Our Beautiful Planet

Deutsche Welle
5 Min Read

Sometimes our beautiful planet has had a helping human hand. At Montezuma Castle in Arizona the Sinagua give new meaning to living close to nature. It’s an amazing tribute to our ancestors and must be seen to be believedMontezuma Castle was built in a limestone cliff alcove near Beaver Creek in the Verde Valley in what is now central Arizona. Cliff houses are not uncommon and usually consist of one room. They are made of masonry walls and timber that enclose natural recesses in the cliff wall, turning these niches into rooms. Access is possible by a series of ladders and narrow ledges.

But Montezuma Castle is in a class of its own. It is 90 feet (27 meters) from the ground, five floors high, consists of 20 rooms and its interior covers an area of 4,000 square feet (370 square meters). The multi-family dwelling faces south and is kept warm and dry all day by the sun, which is especially important in the desert since temperatures plunge at night.

This prehistoric ruin was built by the Sinagua people. Construction likely started around 1125 AD and progressed in phases over many generations. The finished castle probably comfortably housed 30 to 50 people. These inhabitants were truly one with nature.

Diligent and mysterious engineers

The Sinagua were a pre-Columbian culture that once populated large parts of central Arizona. Though surrounded by desert, they had a complex set of canals for irrigation which made agriculture possible. But despite having a sophisticated culture and suitable engineering knowledge, the Sinagua completely abandoned the Verde Valley around 1420.

No one knows for sure why they left: climate change, drought, war. But looking back they were not the only pre-Columbian culture in the southwest to move on.

After the indigenous people left it was another hundred years before Europeans first saw the castle – presumably in 1583. Over the next 20 years, groups of Spanish explores searching for mines came through the area. Following this spurt of early exploration there is no record of a European visit for the next 200 years.

In the early 1800s fur trappers and mountain men crossed the region, but it was not until after the Mexican-American War ended that explorers and settlers came in great numbers. According to the Treaty of Guadalupe Hidalgo signed in 1848, everything north of the Rio Grande River was now American – California, Arizona, Nevada and Utah, New Mexico and Texas.

What’s in a name?

However, sometimes names can be deceiving. Montezuma Castle is not a castle and has no connection to the fabled Aztec ruler. In fact, the area was abandoned decades before Montezuma was even born. And though the Aztecs had a large empire it didn’t come anywhere close to Arizona.
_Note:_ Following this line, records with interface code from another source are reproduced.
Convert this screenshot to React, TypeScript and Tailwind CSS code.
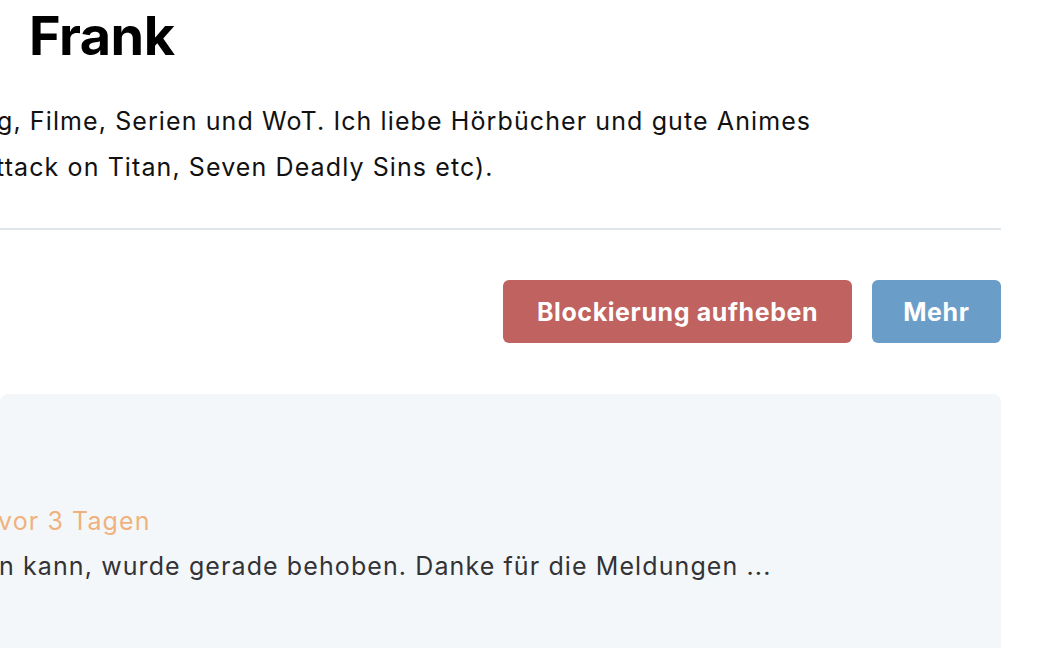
export default function App() {
  return (
    <div className="w-[1064px] h-[648px] overflow-hidden bg-white font-['Inter',sans-serif] text-black">
      <div className="w-[1001px]">
        <h1 className="pl-[29px] pt-[6px] text-[54px] leading-[60px] font-bold tracking-[-0.01em]">Frank</h1>

        <div className="mt-[32px] text-[25px] leading-[46px] tracking-[1.1px] text-[#111] whitespace-nowrap">
          <p className="-ml-[3px]">g, Filme, Serien und WoT. Ich liebe Hörbücher und gute Animes</p>
          <p className="-ml-[4px]">ttack on Titan, Seven Deadly Sins etc).</p>
        </div>

        <div className="mt-[38px] h-[2px] bg-[#dfe6ea]" />

        <div className="mt-[50px] flex justify-end gap-5">
          <button className="h-[63px] pt-[2px] px-[33.5px] rounded-md bg-[#c0625f] text-white text-[25px] tracking-[0.6px] font-bold">
            Blockierung aufheben
          </button>
          <button className="h-[63px] pt-[2px] px-[31.5px] rounded-md bg-[#6a9ec8] text-white text-[25px] tracking-[0.6px] font-bold">
            Mehr
          </button>
        </div>

        <div className="mt-[51px] h-[300px] rounded-lg bg-[#f4f7fa] pt-[109px] text-[25px] tracking-[1.1px] whitespace-nowrap">
          <p className="-ml-[2px] leading-[36px] text-[#efb27c]">vor 3 Tagen</p>
          <p className="-ml-[1px] mt-[9px] leading-[36px] text-[#333336]">
            n kann, wurde gerade behoben. Danke für die Meldungen ...
          </p>
        </div>
      </div>
    </div>
  );
}
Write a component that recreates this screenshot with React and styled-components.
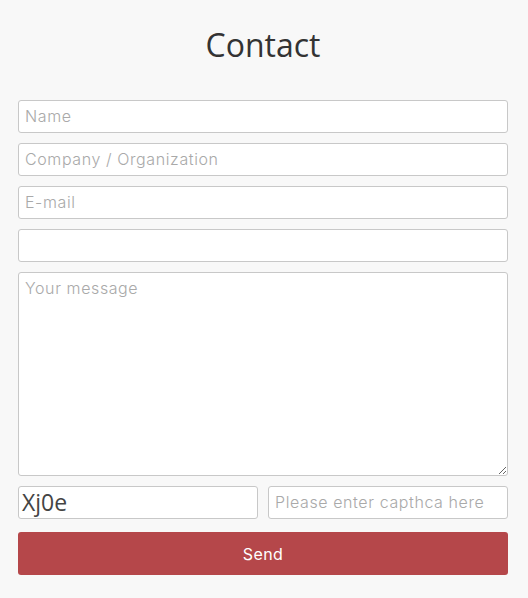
import React from "react";
import styled, { createGlobalStyle } from "styled-components";

const GlobalStyle = createGlobalStyle`
  html, body {
    margin: 0;
    padding: 0;
    background: #f8f8f8;
  }
  * {
    box-sizing: border-box;
  }
`;

const Page = styled.div`
  padding: 0 20px 0 18px;
  font-family: "Inter", "Liberation Sans", sans-serif;
`;

const Title = styled.h1`
  margin: 0;
  height: 100px;
  padding-top: 24px;
  text-align: center;
  font-family: "Open Sans", sans-serif;
  font-weight: 500;
  font-size: 32px;
  line-height: 42px;
  color: #333;
`;

const Form = styled.form`
  display: flex;
  flex-direction: column;
  gap: 10px;
`;

const fieldStyle = `
  width: 100%;
  border: 1px solid #c8c8c8;
  border-radius: 3px;
  background: #fff;
  padding: 0 6px 2px;
  font-family: "Inter", "Liberation Sans", sans-serif;
  font-size: 16px;
  font-weight: 300;
  letter-spacing: 0.6px;
  color: #555;
  outline: none;
  &::placeholder {
    color: #a9a9a9;
  }
`;

const Input = styled.input`
  ${fieldStyle}
  height: 33px;
`;

const Message = styled.textarea`
  ${fieldStyle}
  height: 204px;
  padding: 5px 6px;
  display: block;
  resize: vertical;
`;

const CaptchaRow = styled.div`
  display: grid;
  grid-template-columns: 1fr 1fr;
  gap: 10px;
`;

const Captcha = styled.div`
  height: 33px;
  border: 1px solid #c8c8c8;
  border-radius: 3px;
  background: #fff;
  padding: 0 3px;
  font-family: "Open Sans", sans-serif;
  font-size: 23px;
  line-height: 31px;
  color: #444;
`;

const SendButton = styled.button`
  margin-top: 3px;
  height: 43px;
  border: none;
  border-radius: 3px;
  background: #b5474a;
  color: #fff;
  font-family: "Inter", "Liberation Sans", sans-serif;
  font-size: 16px;
  font-weight: 400;
  letter-spacing: 0.4px;
  cursor: pointer;
`;

export default function App() {
  return (
    <>
      <GlobalStyle />
      <Page>
        <Title>Contact</Title>
        <Form onSubmit={(e) => e.preventDefault()}>
          <Input placeholder="Name" />
          <Input placeholder="Company / Organization" />
          <Input placeholder="E-mail" />
          <Input />
          <Message placeholder="Your message" />
          <CaptchaRow>
            <Captcha>Xj0e</Captcha>
            <Input placeholder="Please enter capthca here" />
          </CaptchaRow>
          <SendButton type="submit">Send</SendButton>
        </Form>
      </Page>
    </>
  );
}
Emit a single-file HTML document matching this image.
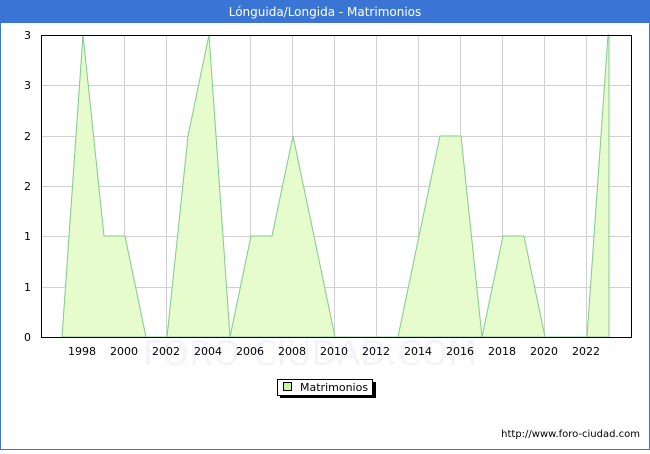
<!DOCTYPE html>
<html><head><style>
body{margin:0;width:650px;height:450px;overflow:hidden;background:#fff;font-family:"DejaVu Sans","Liberation Sans",sans-serif;}
</style></head><body>
<svg width="650" height="450" xmlns="http://www.w3.org/2000/svg" font-family="DejaVu Sans, Liberation Sans, sans-serif">
<rect x="0.5" y="0.5" width="649" height="449" fill="#fff" stroke="#3a75d6"/>
<rect x="0" y="0" width="650" height="23" fill="#3a75d6"/>
<text x="325" y="16" font-size="12" fill="#fff" text-anchor="middle">Lónguida/Longida - Matrimonios</text>
<text x="310" y="365" font-size="34" fill="#f2f4fa" text-anchor="middle">FORO-CIUDAD.COM</text>
<g stroke="#d0d0d0" stroke-width="1">
<line x1="41" y1="85.5" x2="631" y2="85.5"/><line x1="41" y1="136.5" x2="631" y2="136.5"/><line x1="41" y1="186.5" x2="631" y2="186.5"/><line x1="41" y1="236.5" x2="631" y2="236.5"/><line x1="41" y1="287.5" x2="631" y2="287.5"/>
<line x1="82.5" y1="35" x2="82.5" y2="337"/><line x1="124.5" y1="35" x2="124.5" y2="337"/><line x1="166.5" y1="35" x2="166.5" y2="337"/><line x1="208.5" y1="35" x2="208.5" y2="337"/><line x1="250.5" y1="35" x2="250.5" y2="337"/><line x1="292.5" y1="35" x2="292.5" y2="337"/><line x1="334.5" y1="35" x2="334.5" y2="337"/><line x1="376.5" y1="35" x2="376.5" y2="337"/><line x1="418.5" y1="35" x2="418.5" y2="337"/><line x1="460.5" y1="35" x2="460.5" y2="337"/><line x1="502.5" y1="35" x2="502.5" y2="337"/><line x1="544.5" y1="35" x2="544.5" y2="337"/><line x1="586.5" y1="35" x2="586.5" y2="337"/>
</g>
<polygon fill="#e6fccc" stroke="#7fcc8c" stroke-width="1" points="62,337 83,35 104,236 125,236 146,337 167,337 188,136 209,35 230,337 251,236 272,236 293,136 314,236 335,337 356,337 377,337 398,337 419,236 440,136 461,136 482,337 503,236 524,236 545,337 566,337 587,337 608,35 609,35 609,337"/>
<rect x="41.5" y="35.5" width="590" height="302" fill="none" stroke="#000"/>
<g font-size="11" fill="#000" text-anchor="end">
<text x="31" y="39">3</text><text x="31" y="89">3</text><text x="31" y="140">2</text><text x="31" y="190">2</text><text x="31" y="240">1</text><text x="31" y="291">1</text><text x="31" y="341">0</text>
</g>
<g font-size="11" fill="#000" text-anchor="middle">
<text x="82" y="355">1998</text><text x="124" y="355">2000</text><text x="166" y="355">2002</text><text x="208" y="355">2004</text><text x="250" y="355">2006</text><text x="292" y="355">2008</text><text x="334" y="355">2010</text><text x="376" y="355">2012</text><text x="418" y="355">2014</text><text x="460" y="355">2016</text><text x="502" y="355">2018</text><text x="544" y="355">2020</text><text x="586" y="355">2022</text>
</g>
<rect x="280" y="382" width="96" height="16" fill="#000"/>
<rect x="277.5" y="379.5" width="95" height="16" fill="#fff" stroke="#000"/>
<rect x="283.5" y="382.5" width="8" height="8" fill="#ccf5a0" stroke="#000"/>
<text x="300" y="391" font-size="11" fill="#000">Matrimonios</text>
<text x="640" y="437" font-size="10" fill="#000" text-anchor="end">http://www.foro-ciudad.com</text>
</svg>
</body></html>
But early chroniclers of the area were either unaware of Aztec trivia or simply using their creative license. In the end it was an easy way to designate arcane prehistoric ruins and allusions to Montezuma appeared as early as the 18th century. Montezuma Castle is just one of a number of such attributions honoring the Aztec emperor.

The name stuck. In December 1906, President Theodore Roosevelt made Montezuma Castle a national monument – Montezuma Castle National Monument. Today, it is an important heritage landmark set in an 860 acre (350 hectares) preserve that has changed very little in the last millennium.